Our program will begin in the fertile and agriculturally important Salinas, “the Salad Bowl of the World”, known for its production of lettuce, broccoli, peppers and numerous other crops. This is Steinbeck country and we will meet with farmers, large and small, learn of innovative new practices, understand the cannabis industry, which is expected to pump close to $20 billion into the state’s economy in 2021, and talk with the anonymous workers who harvest, package, and ship all the produce – they are the forgotten and ignored backbone of this industry.
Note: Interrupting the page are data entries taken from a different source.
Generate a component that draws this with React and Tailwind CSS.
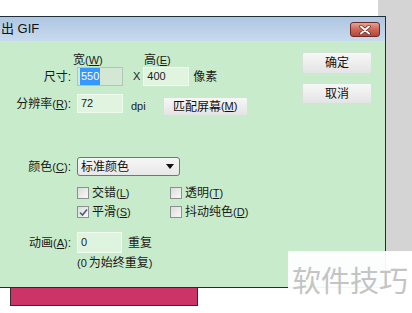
import React from "react";

const font = { fontFamily: '"Liberation Sans", "Noto Sans CJK SC", sans-serif' };

const Key = ({ k }) => (
  <span className="text-[11px]">
    (<span className="underline">{k}</span>)
  </span>
);

const Label = ({ children }) => (
  <div className="w-[71px] shrink-0 text-right text-[12px] leading-none text-[#1a1a1a]">
    {children}
  </div>
);

const Input = ({ value, selected }) => (
  <div
    className={
      "flex h-[19px] w-[46px] items-center border px-[2px] text-[11px] " +
      (selected
        ? "border-[#b4c6b8] bg-[#d3e8d4]"
        : "border-[#eefaee] bg-[#e0f4e0]")
    }
  >
    <span className={selected ? "bg-[#3399ff] px-[1px] text-white" : "px-[1px] text-[#222]"}>
      {value}
    </span>
  </div>
);

const Button = ({ children, className }) => (
  <div
    className={
      "flex items-center justify-center rounded-[2px] border border-[#d6e2d6] bg-gradient-to-b from-[#f7f7f7] to-[#e4e4e4] text-[12px] text-[#111] " +
      className
    }
  >
    {children}
  </div>
);

const Check = ({ checked, children }) => (
  <div className="flex items-center gap-[3px] text-[12px] text-[#1a1a1a]">
    <div className="flex h-[12px] w-[12px] items-center justify-center border border-[#8e8f8f] bg-gradient-to-br from-[#dcdcdc] to-[#f8f8f8]">
      {checked && (
        <svg width="9" height="9" viewBox="0 0 9 9">
          <path d="M1 4.5 L3.5 7 L8 1.5" fill="none" stroke="#4a5f78" strokeWidth="1.6" />
        </svg>
      )}
    </div>
    <span>{children}</span>
  </div>
);

export default function App() {
  return (
    <div className="relative h-[313px] w-[412px] overflow-hidden bg-white" style={font}>
      {/* gray backdrop on the right */}
      <div className="absolute right-0 top-0 h-[252px] w-[34px] bg-[#d4d4d4]" />

      {/* dialog window */}
      <div className="absolute left-0 top-[16px] flex h-[272px] w-[386px] flex-col border-y border-r border-[#1f2f38]">
        <div className="relative flex h-[24px] shrink-0 items-center bg-gradient-to-b from-[#afc6e1] to-[#c7daee] pl-[1px] text-[13px] text-[#111]">
          出 GIF
          <div className="absolute right-[5px] top-[5px] flex h-[15px] w-[30px] items-center justify-center rounded-[3px] border border-[#6e2a24] bg-gradient-to-b from-[#e4a393] via-[#cf6655] to-[#b8463a]">
            <svg width="12" height="10" viewBox="0 0 12 10">
              <path d="M2 1.5 L10 8.5 M10 1.5 L2 8.5" stroke="#5b2a24" strokeWidth="3.4" strokeLinecap="round" />
              <path d="M2 1.5 L10 8.5 M10 1.5 L2 8.5" stroke="#ffffff" strokeWidth="2" strokeLinecap="round" />
            </svg>
          </div>
        </div>

        <div className="flex flex-1 bg-[#c8ebcb]">
          {/* form */}
          <div className="flex w-[300px] flex-col">
            <div className="mt-[12px] flex h-[14px] items-center text-[12px] leading-none text-[#1a1a1a]">
              <span className="ml-[73px] w-[71px]">
                宽<Key k="W" />
              </span>
              <span>
                高<Key k="E" />
              </span>
            </div>

            <div className="flex h-[19px] items-center">
              <Label>尺寸:</Label>
              <div className="ml-[6px]">
                <Input value="550" selected />
              </div>
              <span className="ml-[10px] text-[11px] text-[#222]">X</span>
              <div className="ml-[3px]">
                <Input value="400" />
              </div>
              <span className="ml-[4px] text-[12px] text-[#1a1a1a]">像素</span>
            </div>

            <div className="mt-[8px] flex h-[22px] items-start">
              <div className="flex h-[19px] items-center">
                <Label>
                  分辨率<Key k="R" />:
                </Label>
              </div>
              <div className="ml-[6px]">
                <Input value="72" />
              </div>
              <span className="ml-[8px] mt-[4px] text-[11px] text-[#222]">dpi</span>
              <Button className="ml-[17px] mt-[3px] h-[19px] w-[85px]">
                匹配屏幕<Key k="M" />
              </Button>
            </div>

            <div className="mt-[41px] flex h-[19px] items-center">
              <Label>
                颜色<Key k="C" />:
              </Label>
              <div className="ml-[6px] flex h-[19px] w-[103px] items-center justify-between rounded-[3px] border border-[#747474] bg-gradient-to-b from-[#f6f6f6] to-[#e8e8e8] pl-[3px] pr-[5px] text-[12px] text-[#111]">
                <span>标准颜色</span>
                <svg width="8" height="5" viewBox="0 0 8 5">
                  <path d="M0 0 L8 0 L4 5 Z" fill="#111" />
                </svg>
              </div>
            </div>

            <div className="mt-[10px] flex h-[14px] items-center pl-[77px]">
              <div className="w-[93px]">
                <Check>
                  交错<Key k="L" />
                </Check>
              </div>
              <Check>
                透明<Key k="T" />
              </Check>
            </div>

            <div className="mt-[5px] flex h-[14px] items-center pl-[77px]">
              <div className="w-[93px]">
                <Check checked>
                  平滑<Key k="S" />
                </Check>
              </div>
              <Check>
                抖动纯色<Key k="D" />
              </Check>
            </div>

            <div className="mt-[13px] flex h-[21px] items-center">
              <Label>
                动画<Key k="A" />:
              </Label>
              <div className="ml-[6px] flex h-[21px] w-[45px] items-center border border-[#f2fcf2] bg-[#dff4df] px-[3px] text-[11px] text-[#222]">
                0
              </div>
              <span className="ml-[6px] text-[12px] text-[#1a1a1a]">重复</span>
            </div>

            <div className="mt-[4px] flex h-[12px] items-center pl-[77px] text-[12px] leading-none text-[#1a1a1a]">
              <span className="text-[11px]">(0 </span>
              <span className="ml-[2px]">为始终重复</span>
              <span className="text-[11px]">)</span>
            </div>
          </div>

          {/* buttons */}
          <div className="ml-[2px] flex flex-col pt-[11px]">
            <Button className="h-[22px] w-[70px]">确定</Button>
            <Button className="mt-[9px] h-[21px] w-[70px]">取消</Button>
          </div>
        </div>
      </div>

      {/* pink bar below the dialog */}
      <div className="absolute left-[10px] top-[288px] h-[18px] w-[188px] border-x border-b border-[#3a2a2e] bg-[#cc3366]" />

      {/* watermark */}
      <div className="absolute left-[288px] top-[251px] flex h-[62px] w-[124px] items-center justify-center bg-white/95 text-[29px] leading-none text-[#c4c4c4]">
        软件技巧
      </div>
    </div>
  );
}
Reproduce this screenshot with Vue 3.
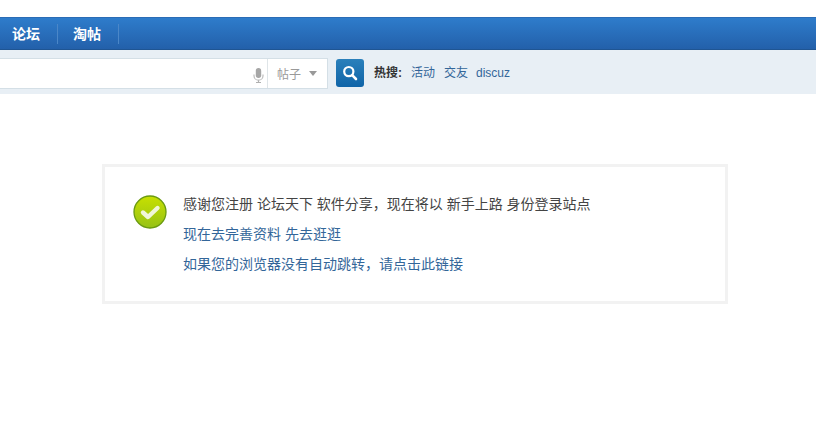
<template>
  <div class="page">
    <header class="nav">
      <a class="nav-item">论坛</a>
      <a class="nav-item">淘帖</a>
    </header>
    <div class="searchbar">
      <div class="search-field">
        <div class="mic-wrap">
          <svg class="mic" width="11" height="15" viewBox="0 0 11 15">
            <rect x="2.8" y="0" width="5.4" height="10" rx="2.7" fill="#a6a6a6" />
            <path d="M1 6.5v1.2a4.5 4.5 0 0 0 9 0V6.5" fill="none" stroke="#bcbcbc" stroke-width="1.2" />
            <path d="M5.5 12.2V14.5M3 14.5h5" fill="none" stroke="#b0b0b0" stroke-width="1.2" />
          </svg>
        </div>
        <div class="scope">
          <span>帖子</span>
          <i class="caret"></i>
        </div>
      </div>
      <button class="search-btn" type="button" aria-label="搜索">
        <svg width="16" height="16" viewBox="0 0 16 16">
          <circle cx="6.8" cy="6.6" r="4.6" fill="none" stroke="#fff" stroke-width="2.2" />
          <path d="M10.2 10.2l3.8 3.8" stroke="#fff" stroke-width="2.6" stroke-linecap="round" />
        </svg>
      </button>
      <div class="hot">
        <strong>热搜:</strong>
        <a>活动</a>
        <a>交友</a>
        <a>discuz</a>
      </div>
    </div>
    <main class="content">
      <section class="notice">
        <svg class="ok" width="34" height="34" viewBox="0 0 34 34">
          <defs>
            <linearGradient id="okg" x1="0" y1="0" x2="0" y2="1">
              <stop offset="0" stop-color="#c8e000" />
              <stop offset="1" stop-color="#96c216" />
            </linearGradient>
          </defs>
          <circle cx="17" cy="17" r="16" fill="url(#okg)" stroke="#6a9a10" stroke-width="1.3" />
          <path d="M10 17.5l5 4.5 9.5-9" fill="none" stroke="#f0f6d8" stroke-width="4.4" stroke-linecap="round" stroke-linejoin="round" />
        </svg>
        <div class="lines">
          <p class="dark">感谢您注册 论坛天下 软件分享，现在将以 新手上路 身份登录站点</p>
          <p><a>现在去完善资料</a> <a>先去逛逛</a></p>
          <p><a>如果您的浏览器没有自动跳转，请点击此链接</a></p>
        </div>
      </section>
    </main>
  </div>
</template>

<script setup>
</script>

<style>
html, body { margin: 0; background: #fff; overflow: hidden; }
</style>

<style scoped>
.page {
  width: 816px;
  height: 442px;
  padding-top: 17px;
  box-sizing: border-box;
  font-family: "Liberation Sans", "Noto Sans CJK SC", sans-serif;
  font-size: 12px;
  overflow: hidden;
}
.nav {
  height: 33px;
  box-sizing: border-box;
  display: flex;
  align-items: center;
  background: linear-gradient(#2e7ccb, #2360aa);
  border-top: 1px solid #2b6cb5;
  border-bottom: 1px solid #1f5593;
}
.nav-item {
  width: 45px;
  height: 20px;
  line-height: 20px;
  padding-left: 12px;
  font-size: 14px;
  font-weight: 700;
  color: #fff;
  border-right: 1px solid #4b87c8;
}
.nav-item + .nav-item {
  padding-left: 15px;
}
.searchbar {
  height: 44px;
  box-sizing: border-box;
  padding-top: 8px;
  display: flex;
  align-items: flex-start;
  background: #e8eff5;
}
.search-field {
  width: 328px;
  height: 31px;
  box-sizing: border-box;
  display: flex;
  justify-content: flex-end;
  background: #fff;
  border: 1px solid #d4dfe6;
  border-left: 0;
}
.mic-wrap {
  width: 18px;
  padding-top: 3px;
  display: flex;
  align-items: center;
  justify-content: center;
}
.scope {
  width: 60px;
  box-sizing: border-box;
  display: flex;
  align-items: center;
  padding-left: 9px;
  border-left: 1px solid #dfe5e8;
  color: #999;
}
.caret {
  margin-left: 8px;
  width: 0;
  height: 0;
  border: 4px solid transparent;
  border-top: 5px solid #999;
  border-bottom: 0;
}
.search-btn {
  margin: 1px 0 0 8px;
  width: 28px;
  height: 28px;
  padding: 0;
  display: flex;
  align-items: center;
  justify-content: center;
  border: 0;
  border-radius: 3px;
  background: linear-gradient(#2a80bb, #0f64a8);
}
.hot {
  margin: 6px 0 0 10px;
  display: flex;
  align-items: baseline;
  gap: 8px;
  line-height: 18px;
  color: #333;
}
.hot strong { width: 30px; margin-right: -1px; }
.hot a { color: #336699; }
.hot a:first-of-type { margin-right: 1px; }
.content { padding: 70px 88px 0 102px; }
.notice {
  height: 140px;
  box-sizing: border-box;
  display: flex;
  padding: 22px 0 0 28px;
  border: 3px solid #f2f2f2;
}
.ok { flex: none; margin-top: 6px; }
.lines { margin-left: 16px; font-size: 14px; line-height: 30px; }
.lines p { margin: 0; color: #336699; }
.lines p.dark { color: #444; }
</style>
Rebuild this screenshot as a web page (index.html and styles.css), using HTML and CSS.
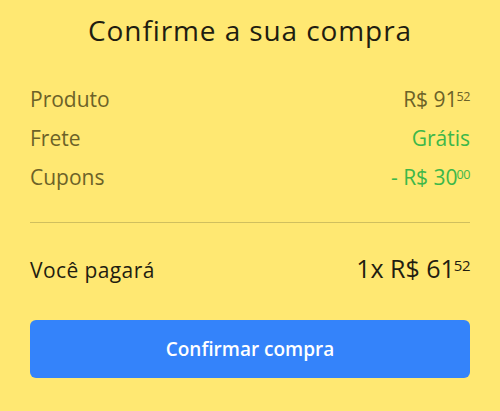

We will travel east to the Central Valley, America’s fruit bowl, and the heart of California’s $50bn agriculture industry where carefully chosen voices will share their experiences including John Kirkpatrick, who has been the only significant U.S. grower of etrog citrons for religious use (under rabbinical supervision) for more than 30 years. The Central Valley is home to the U.S. raisin industry, the entirety of which is crammed into a few hundred square miles. This is a surprisingly political and intensely complicated industry. It is also home of California’s dairy industry and we will have the chance to learn about a program to install dairy digester renewable fuel that will take the methane, a greenhouse gas 25 times more potent than CO2, and convert it to a renewable compressed natural gas for vehicles.  

Our program ends in Los Angeles, stopping first at Apricot Lane Farms, the farm featured in the documentary The Biggest Little Farm. Here we will also examine issues around food justice and the role of urban farms.